MotoGP: Marquez gets a penalty point, Abraham gets surgery

At this point, Marc Marquez has won four of ten races this year, and taken all three US rounds. Photo: MotoGP
Marc Marquez only needs one more penalty point to be banished to the back of the pack. Photo: MotoGP
Marc Marquez only needs one more penalty point to be banished to the back of the pack. Photo: MotoGP

Marc Marquez’s contact with Dani Pedrosa at the Aragon round cost his teammate, but now there’s going to be a mark on his own record as well – no pun intended.

At Aragon, Marquez clipped his teammate and damaged Pedrosa’s traction control system. Predictably, Pedrosa ended up in the weeds shortly afterwards, while Marquez won the race.

However, pretty much everyone who saw the incident figured Marquez would end up paying, and he has, to the tune of another penalty point, giving him three for the year. One more penalty point, and he’ll be starting from the back of the pack.

The crack-up also cost the factory team; not only was Pedrosa’s potential points haul taken away, but Race Direction also stripped HRC of the 25 points they got for Marquez’s win, as a penalty for what they deemed was a faulty design. Since the incident, Honda has taken steps to protect the traction control system on their bikes, but this move will set them back.

Meanwhile, further back in the ranks, Karel Abraham finally received his needed shoulder surgery. Abraham went home to the Czech Republic to receive some much-needed repairs to his left shoulder, after mashing it up at a crash at the Indianpolis round. While they were messing around in there, they also took out some metal bracing that had been put in there earlier in the year to repair another fracture. These days, when you talk about patching up riders after a crash, it sounds a lot like an episode from the Six Million Dollar Man.

Anyway, Abraham’s season is over, but he said “I’m happy to have got it over with, and after the rehab’s finished I’m sure I’ll be able to once again give 100 per cent in my training and riding. I’ve got the whole winter in front of me, and the aim is to be able to go into the pre-season testing without anything holding me back. It’ll be a while of course before I’m able to get back on the bike, but I’m counting on going to the Masaryk Circuit this Sunday to watch the Marco Simoncelli Memorial Ride.”

 

5 COMMENTS

  1. “pretty much everyone who saw the incident figured Marquez would end up paying”

    That’s optimistic at best. The issue has been a hotbed of controversy and forums/blogs all over were rife with arguments on both sides. I think that Honda’s penalty is fair, but I think MM getting a point for such a ridiculously small love tap actually sets a bad precedent. Racing involves accidental touches all the time. MM’s touch with Pedrosa was exactly that, an accidental touch. Had Honda not had a single and completely exposed TC sensor at the back of the bike, there wouldn’t have been anything to discuss. The tap didn’t even really unsettle the bike.

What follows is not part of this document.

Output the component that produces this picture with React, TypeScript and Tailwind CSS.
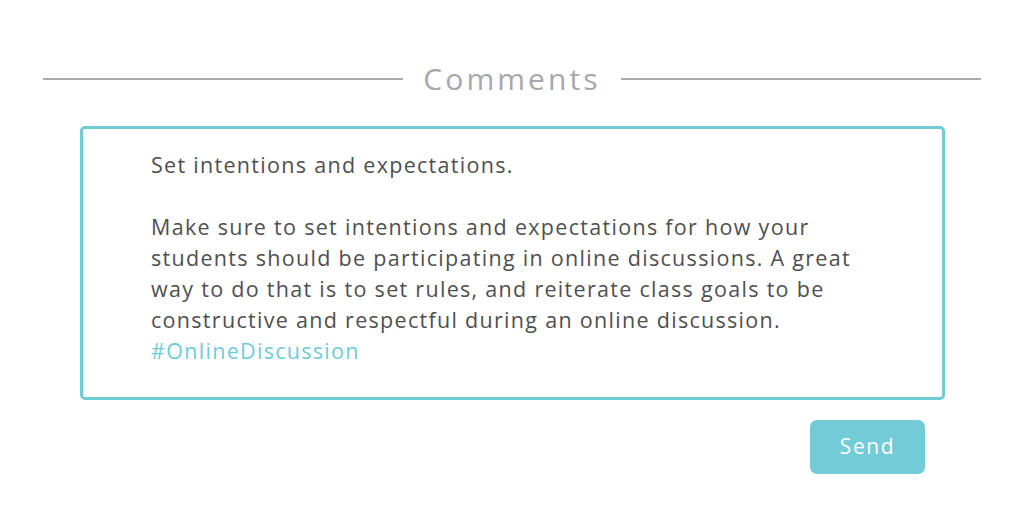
export default function App() {
  return (
    <div
      className="w-[1024px] h-[512px] bg-white pt-[59px]"
      style={{ fontFamily: '"Open Sans", "Noto Sans", sans-serif' }}
    >
      {/* Header */}
      <div className="flex items-center px-[43px]">
        <div className="flex-1 h-[2px] bg-[#a9aaad]" />
        <h1 className="px-[20px] text-[30px] leading-[40px] text-[#a6a8ab] tracking-[3.1px]">Comments</h1>
        <div className="flex-1 h-[2px] bg-[#a9aaad]" />
      </div>

      {/* Comment box */}
      <div className="mt-[27px] ml-[80px] w-[865px] h-[274px] rounded-[5px] border-[3px] border-[#6fcbd6] pl-[68px] pr-[30px] pt-[20px]">
        <div className="text-[21.5px] leading-[31px] text-[#4f4f4f] tracking-[1.3px]">
          <p>Set intentions and expectations.</p>
          <p className="mt-[31px]">
            Make sure to set intentions and expectations for how your
            <br />
            students should be participating in online discussions. A great
            <br />
            way to do that is to set rules, and reiterate class goals to be
            <br />
            constructive and respectful during an online discussion.
          </p>
          <p className="text-[#6fcbd6]">#OnlineDiscussion</p>
        </div>
      </div>

      {/* Actions */}
      <div className="flex justify-end pr-[99px] mt-[20px]">
        <button className="w-[115px] h-[54px] rounded-[7px] bg-[#72cbd6] text-white text-[21px] tracking-[1.6px]">Send</button>
      </div>
    </div>
  );
}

    So, now the precedent has been set that even if your opponent’s bike is (mis)designed to set you up for the fall, fall you will.

      • All that said, I do understand why Race Control took the stand they did. MM has had a fairly impressive history of leaving no margin for error. Their stand is that they want to send MM the message that he’d better start leaving that margin lest the consequences be more serious next time.

        I can accept that and I also accept how entirely $!@^&* Pedrosa is/was with MM with what could only be the virtual demise of Pedrosa’s final chance in the premier class to win a title. I feel sorry for Dani, as he has had some of the most miserable luck of any rider to have multiple championships under his belt from the lower classes. MotoGP has not been kind to Pedrosa. He’s got to be probably the best rider to never win a MotoGP championship.

        If MM does wind up getting a 4th point against his license this season, we’ll be well placed to witness one of his brilliant hell-bent-for-leather, come-from-the-rear races. His two Moto2 races from the back of the grid were epic to the point of looking like something out of a PlayStation game.